Sea bass gutted 300/400
The seabass (Dicentrarchus labrax) is a primarily ocean-going fish that sometimes enters brackish and fresh waters. It is also known as the sea dace. Highly regarded as a table fish, it is often marketed as Mediterranean seabass, loup de mer, robalo, lubina, spigola, branzino, or bronzino. Annual catches of wild European seabass are relatively modest, having fluctuated between 8,500 and 11,900 tonnes in 2000–2009. Most of the reported catches originate from the Atlantic Ocean, with France typically reporting the highest catches. In the Mediterranean, Italy used to report the largest catches, but has been surpassed by Egypt in recent years.

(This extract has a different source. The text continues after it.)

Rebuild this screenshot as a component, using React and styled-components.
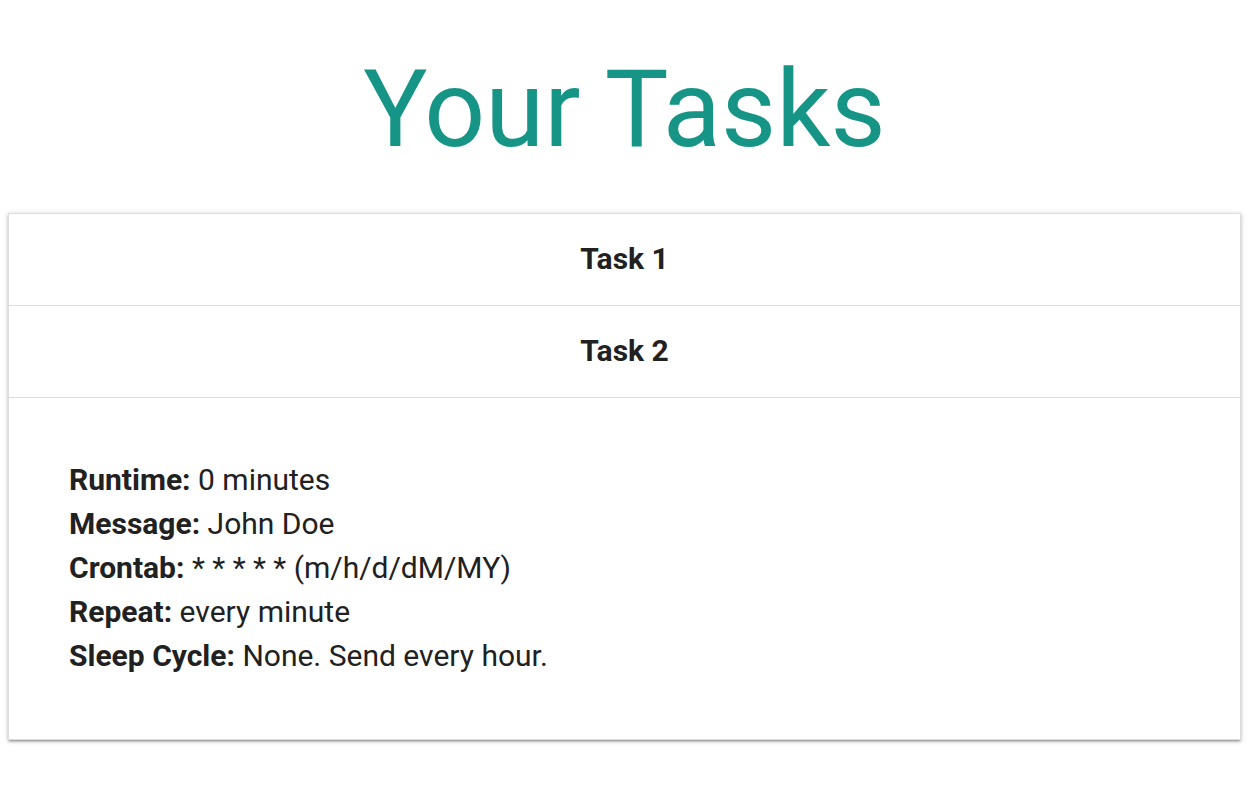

The fish has come under increasing pressure from commercial fishing and has recently become the focus in the United Kingdom of a conservation effort by recreational anglers.The Republic of Ireland has strict laws regarding bass. All commercial fishing for the species is banned and several restrictions are in place for recreational anglers, a closed season May 15 – June 15 inclusive every year, a minimum size of 400 mm, and a bag limit of two fish per day. In a scientific advice (June 2013), it is stressed that fishing mortality is increasing. The total biomass has been declining since 2005. Total biomass, assumed as the best stock size indicator in the last two years (2011–2012), was 32% lower than the total biomass in the three previous years (2008–2010). European seabass was one of the first types of fish to be farmed commercially in Europe. They were historically cultured in coastal lagoons and tidal reservoirs, before mass-production techniques were developed starting in the late 1960s. It is the most important commercial fish widely cultured in the Mediterranean. The most important farming countries are Greece, Turkey, Italy, Spain, Croatia, and Egypt. Annual production was more than 120,000 tonnes in 2010.